The best and fastest path to solve India’s energy deficit is green energy. The industrialist, the engineers, the government, officials, and the financial institutions all recognize this fact, and are ready to promote, design, facilitate, and finance the growth of this industry.

Astonfield believes that India will offer the largest solar program in the world within a matter of months. In fact, Astonfield has been working actively with the State and Central institutions on providing them extensive analysis from a developer’s perspective on creating policy constructs that would lead to a successful program. It’s quite amazing to see the geometric growth of the solar industry in India.

In January 2008, the government of India began an exploratory 50 mw Grid Connected Solar Energy Program that kicked off the race. In January of 2009, the government of Gujarat announced their independent program for 500 mw and now, we expect the Central Government to announce a program in excess of several thousand MWs in a matter of months.

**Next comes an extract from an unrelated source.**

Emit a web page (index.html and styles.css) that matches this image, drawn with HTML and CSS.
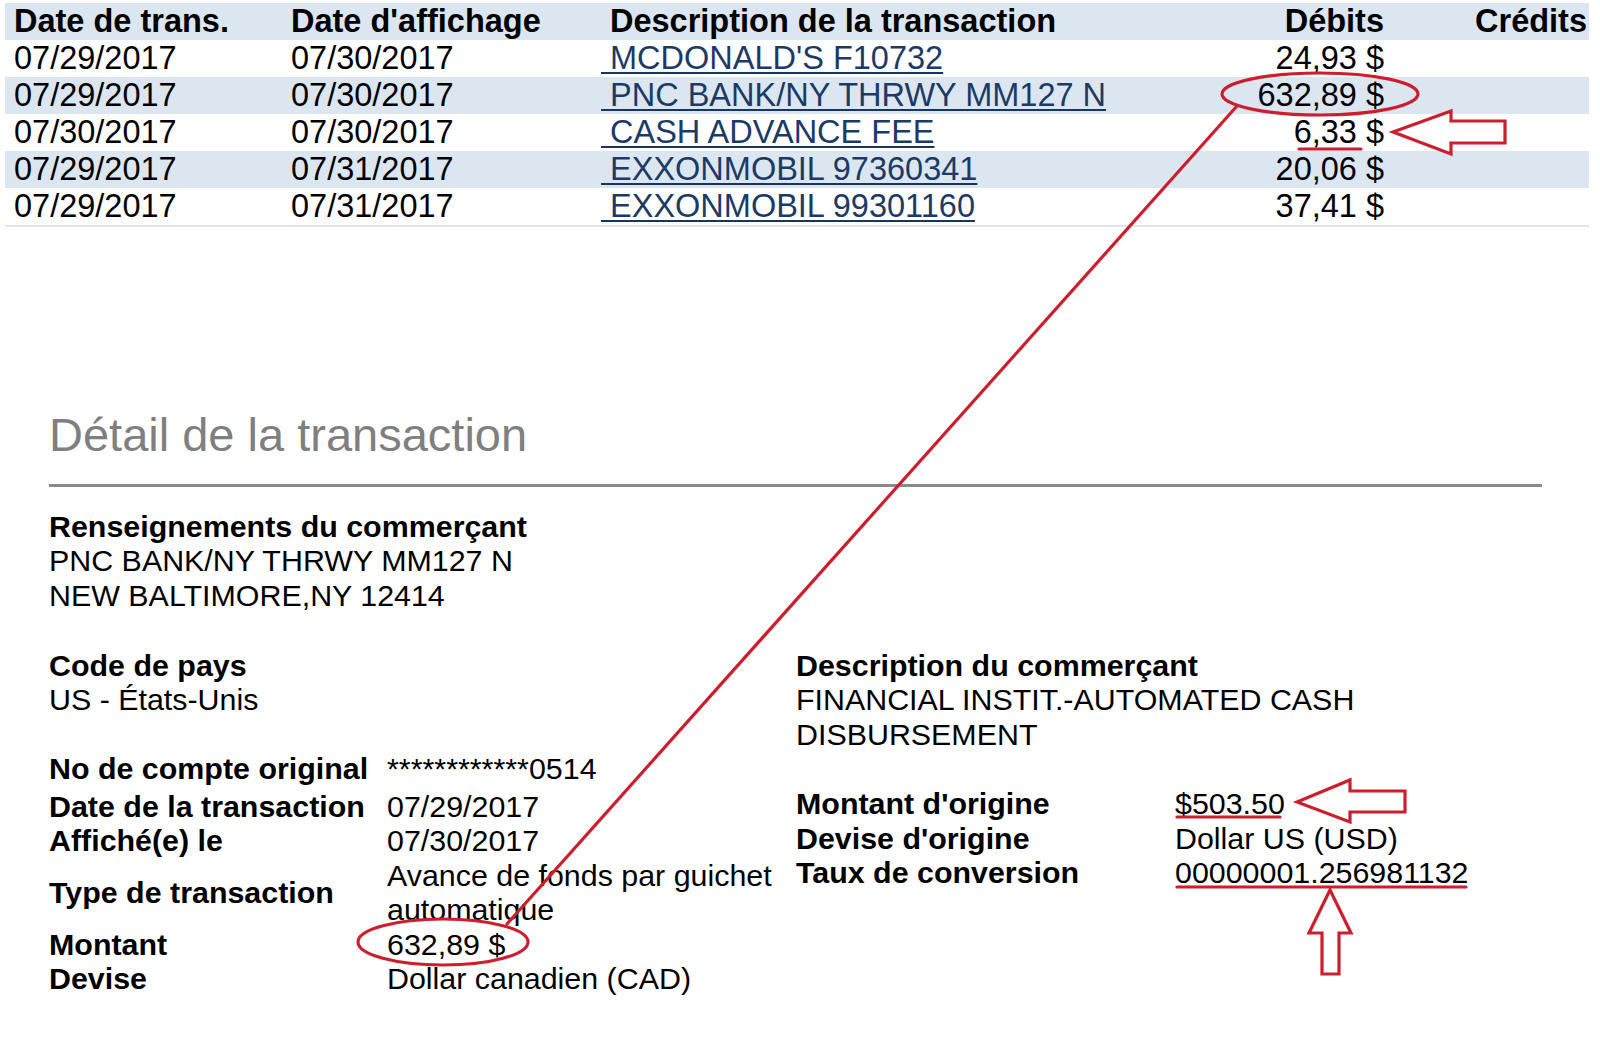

The solar race is definitely on the India and those states such as Rajasthan, Gujarat, West Bengal and Haryana who have already adopted feed in tariffs stand to benefit sooner than those that are unable to mobilize their regulatory framework to promote solar energy.

India could see 500 mw of additional capacity of solar energy being commissioned on an annual basis as early as 24-36 months from now, provided that policy frame work were robust and conducive to private sector investment. India is at the beginning of a significant point of inflexion in solar energy. Progressive policy makers will benefit by yielding first mover advantages and bringing additional investment to their states as more upstream facilities get developed and generate employment amongst other things.

Ameet Shah and Sen recently met Dr. Farooq Abdullah, Union Minister of New and Renewable Energy, who has deep understanding and vision for developing strong policy that will allow the renewable energy sector to flourish in India.